Other examples of substitution risk include the shift towards electric vehicles (EVs) in the road transport sector. In the coming decades, substitution risk may crystallize for petrol and diesel in the form of other alternative transport fuels like hydrogen.

  1. Emphasise opportunities

Manifest Climate’s Richardson said: “Accounting is one part of a three-legged stool, the other legs being an understanding of risk and of opportunities. This last bit is critical.”

He noted how, without properly assessing the opportunities of taking climate action, risk management and sustainability teams alike would find it harder to build and maintain support and motivation in other key departments.

It is, he admitted, sometimes harder to measure potential opportunities. Nonetheless, there is a growing body of research outlining the overall benefits to companies of climate action, whether that is through avoided risks (physical or transition), or relating to new opportunities to provide innovative products and services developed and delivered by top talent.

He said that every time a vertical comes up with a risk, they should also propose an opportunity, regardless if they can fully and accurately quantify it. “This gives a good picture of where the company could go,” he said, highlighting how this activity can unlock creativity and ambition.

  1. Build-in good governance

Going beyond simply reporting will be necessary to properly address risks and to unlock the extent of the opportunities available. All speakers spoke of the importance of making sure that the business is either unable to – or highly unlikely to – make decisions that would increase climate risks.

Sengupta said: “Having a nominated C-level executive working with the board member who represents sustainability will be very important… What we don’t want is too much noise in the boardroom to the point that people feel it’s only a risk.”

Also raised were interventions like changing supplier contracts to require more environmental disclosure; linking executive pay to ESG targets; adding ESG to all employees’ KPIs and rewarding staff below the executive level for strong progress. It was noted that SMEs can implement these changes just as well as larger firms.

“Once we do start to see the integration, you start seeing opportunities outpacing risk,” Richardson summarised.
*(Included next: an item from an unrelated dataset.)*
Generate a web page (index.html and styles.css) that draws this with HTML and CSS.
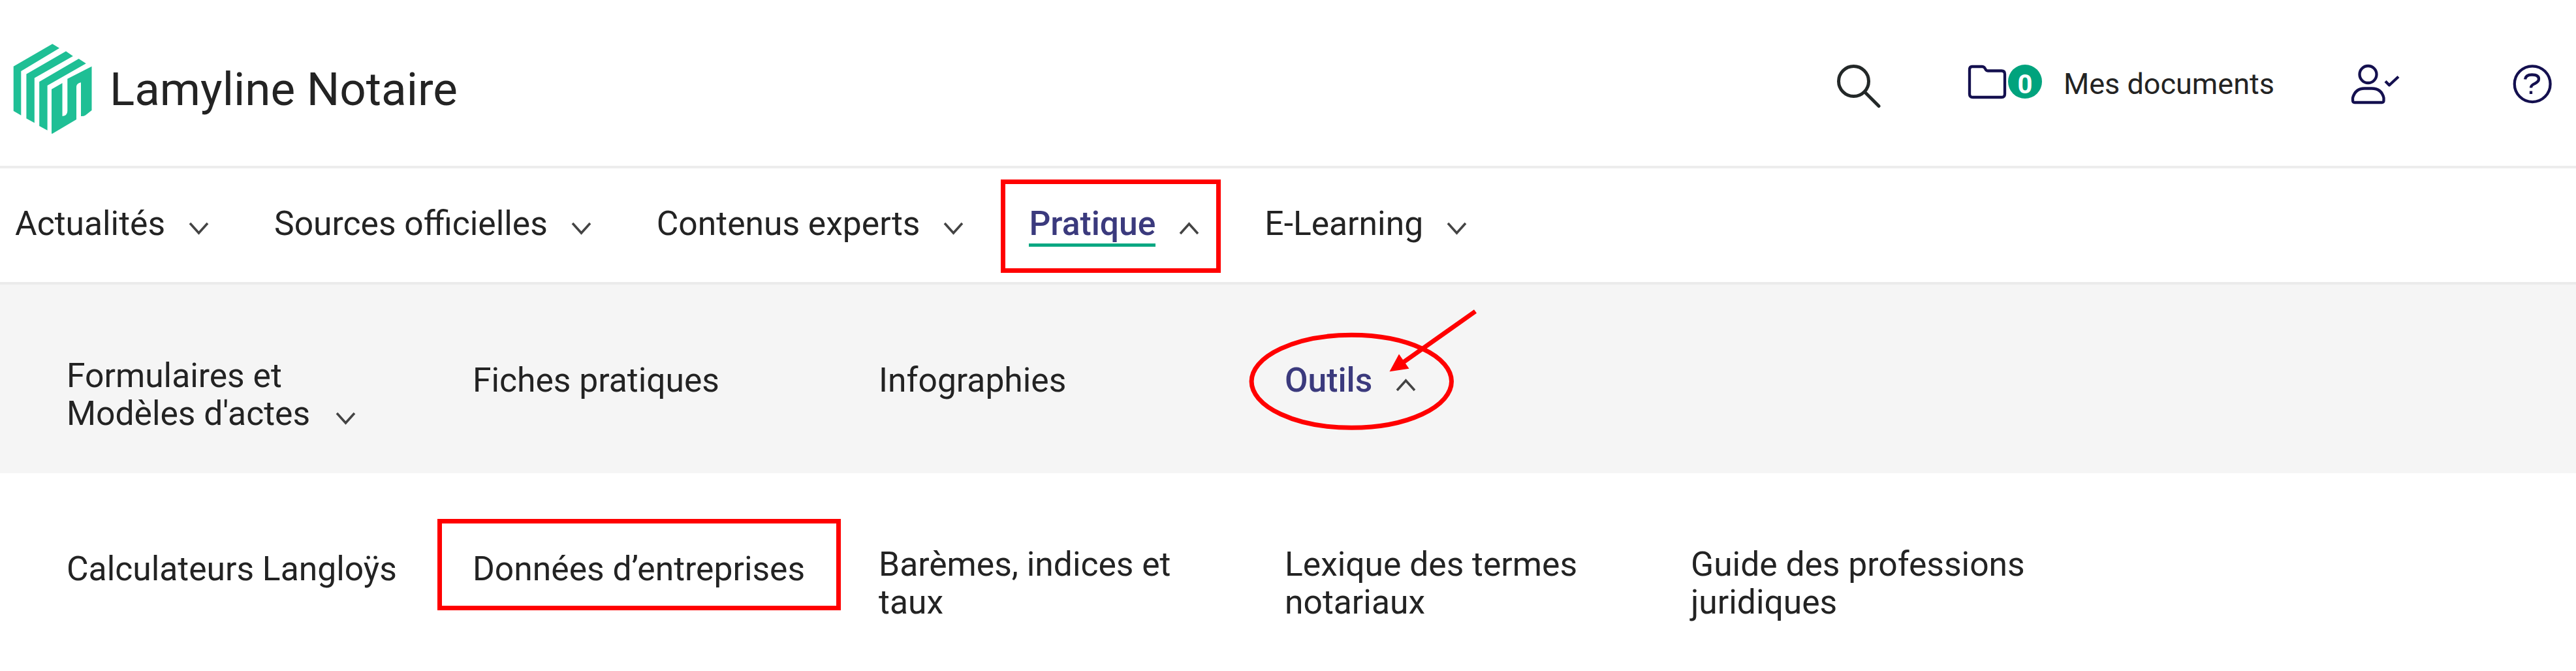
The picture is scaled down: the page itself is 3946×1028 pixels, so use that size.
FILE: index.html
```
<!DOCTYPE html>
<html lang="fr">
<head>
<meta charset="UTF-8">
<title>Lamyline Notaire</title>
<link rel="stylesheet" href="styles.css">
</head>
<body>

<header class="header">
  <a class="brand">
    <svg class="logo" width="122" height="140" viewBox="20 67 122 140">
      <polygon points="80.3,68.3 91,74.8 32.3,110 32.3,177.7 20.7,171 20.7,102.7"/>
      <polygon points="101,79.6 111.8,87 52.8,120.5 52.8,189.2 40.4,182.4 40.4,114.6"/>
      <polygon points="120.6,91 131.8,98.3 72.6,132 72.6,200.7 60.2,194 60.2,126.2"/>
      <path d="M79 137.7 L95.5 128.3 V179 Q103.3 178 103.3 171 V121.7 L140.5 102.7 V170 L131 177.5 Q128 179.5 124 179 V127.3 Q117 129 117 134 V184 L80.3 205.7 H79Z"/>
    </svg>
    <span>Lamyline Notaire</span>
  </a>

  <div class="tools">
    <svg class="search" width="68" height="68" viewBox="0 0 68 68">
      <circle cx="26.5" cy="26.5" r="23"/>
      <path d="M43.5 43 L65 64.5"/>
    </svg>
    <div class="documents">
      <svg class="icon folder" width="64" height="56" viewBox="0 0 64 56">
        <path d="M5 10 Q5 5 9 5 H24 Q27 5 28.5 7.5 L30 10 Q31 11.5 33 11.5 H54 Q59 11.5 59 16.5 V47 Q59 52 54 52 H10 Q5 52 5 47 Z"/>
      </svg>
      <span class="badge">0</span>
      <span class="label">Mes documents</span>
    </div>
    <svg class="icon user" width="78" height="64" viewBox="0 0 78 64">
      <circle cx="27.5" cy="17" r="13"/>
      <path d="M4 57 V53 Q8 38.5 22 38.5 H33 Q48 38.5 51.5 53 V57 Q51.5 60 48.5 60 H7 Q4 60 4 57 Z"/>
      <path d="M54 27.5 L60 33.5 L74 20.5"/>
    </svg>
    <svg class="icon" width="61" height="62" viewBox="0 0 61 62">
      <circle cx="30.2" cy="30.7" r="27.4"/>
      <path d="M19 23.5 Q20 16.5 29.5 16.5 Q40 16.5 40 23 Q40 27 34 30 Q28 32.5 28 36.5"/>
      <path d="M28 41.5 V46"/>
    </svg>
  </div>
</header>

<nav class="main-nav">
  <a>Actualités<svg class="chevron" viewBox="0 0 31 20"><path d="M2 2 L15.5 17 L29 2"/></svg></a>
  <a>Sources officielles<svg class="chevron" viewBox="0 0 31 20"><path d="M2 2 L15.5 17 L29 2"/></svg></a>
  <a>Contenus experts<svg class="chevron" viewBox="0 0 31 20"><path d="M2 2 L15.5 17 L29 2"/></svg></a>
  <a class="active"><span>Pratique</span><svg class="chevron" viewBox="0 0 31 20"><path d="M2 18 L15.5 3 L29 18"/></svg></a>
  <a>E-Learning<svg class="chevron" viewBox="0 0 31 20"><path d="M2 2 L15.5 17 L29 2"/></svg></a>
</nav>

<nav class="sub-nav grey">
  <a>Formulaires et<br>Modèles d'actes<svg class="chevron wide" viewBox="0 0 31 20"><path d="M2 2 L15.5 17 L29 2"/></svg></a>
  <a class="single">Fiches pratiques</a>
  <a class="single">Infographies</a>
  <a class="single outils"><span>Outils</span><svg class="chevron" viewBox="0 0 31 20"><path d="M2 18 L15.5 3 L29 18"/></svg>
    <!-- circle and arrow -->
    <svg class="mark" width="360" height="200" viewBox="0 0 360 200">
      <ellipse cx="160.3" cy="115.3" rx="153.2" ry="71"/>
      <path d="M350 8 L234 90"/>
      <polygon points="218.5,100.3 233,73.5 248.5,95.7"/>
    </svg>
  </a>
</nav>

<nav class="sub-nav">
  <a class="single">Calculateurs Langloÿs</a>
  <a class="single boxed">Données d’entreprises</a>
  <a>Barèmes, indices et taux</a>
  <a>Lexique des termes notariaux</a>
  <a>Guide des professions juridiques</a>
</nav>

</body>
</html>
```
FILE: styles.css
```
*,
*::after {
  box-sizing: border-box;
}

body {
  margin: 0;
  background-color: #fff;
  color: #232323;
  font-family: Roboto, 'Liberation Sans', sans-serif;
  font-size: 51.6px;
}

.header {
  display: flex;
  justify-content: space-between;
  align-items: center;
  height: 258px;
  padding: 3px 36px 0 20px;
  border-bottom: 4px solid #ededed;
}

.brand {
  display: flex;
  align-items: center;
  gap: 26px;
  margin-top: 15px;
  font-size: 71px;
}

.logo {
  fill: #1fbf95;
}

.tools {
  display: flex;
  align-items: center;
}

.search {
  margin-top: 6px;
  margin-right: 131px;
  fill: none;
  stroke: #232828;
  stroke-width: 5;
  stroke-linecap: round;
}

.icon {
  fill: none;
  stroke: #14104f;
  stroke-width: 4.3;
  stroke-linejoin: round;
}

.documents {
  display: flex;
  align-items: center;
  font-size: 45px;
}

.folder,
.badge {
  margin-top: -8px;
}

.badge {
  width: 52px;
  height: 52px;
  padding-top: 5px;
  border-radius: 50%;
  background-color: #00a37d;
  color: #fff;
  font-size: 40px;
  font-weight: bold;
  line-height: 52px;
  text-align: center;
}

.label {
  margin-left: 33px;
}

.user {
  margin-left: 116px;
  margin-right: 171px;
}

.main-nav {
  display: flex;
  align-items: center;
  gap: 100px;
  height: 178px;
  padding: 0 23px 5px;
  border-bottom: 4px solid #ebebeb;
}

.main-nav a {
  position: relative;
}

.chevron {
  width: 31px;
  height: 20px;
  margin-left: 36px;
  fill: none;
  stroke: #444;
  stroke-width: 3.6;
}

.chevron.wide {
  margin-left: 39px;
}

.active span,
.outils span {
  color: #3b3a7d;
  font-weight: 500;
}

.active span {
  box-shadow: 0 5px 0 #0aa782;
}

/* red frames */
.active::after,
.boxed::after {
  content: '';
  position: absolute;
  border: 7px solid #f00;
}

.active::after {
  top: -37px;
  left: -43px;
  width: 337px;
  height: 143px;
}

.sub-nav {
  display: grid;
  grid-template-columns: repeat(5, 622px);
  align-items: start;
  height: 289px;
  padding: 111px 102px 0;
  line-height: 58.3px;
}

.grey {
  background-color: #f5f5f5;
}

.sub-nav a {
  position: relative;
  padding-right: 95px;
}

.sub-nav .single {
  padding-top: 7px;
}

.boxed::after {
  top: -41px;
  left: -54px;
  width: 618px;
  height: 140px;
}

.mark {
  position: absolute;
  top: -78px;
  left: -58px;
  fill: none;
  stroke: #f00;
  stroke-width: 7;
}

.mark polygon {
  fill: #f00;
  stroke: none;
}
```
  1. Keep track of the global climate risk disclosure landscape

Not all businesses in all geographies are legally required to report on climate risk – but it is becoming more common and this trend is expected to accelerate in the coming years. Resilience involves keeping ahead of the regulatory curve to avoid unexpected costs.

Richardson said that, once countries set a net-zero target, they will see disclosure mandates as “invariably necessary” to meet them. 90% of GDP is now covered by net-zero targets and mandates are being introduced in places including the UK and the other G7 nations. He added: “Look at disclosure rules around the world. They’re either relevant to you now, through your value chain, or they are a sign of things to come.”

Most mandates are based on the TCFD at this point, but Richardson urged viewers to be mindful of slight differences in different nations.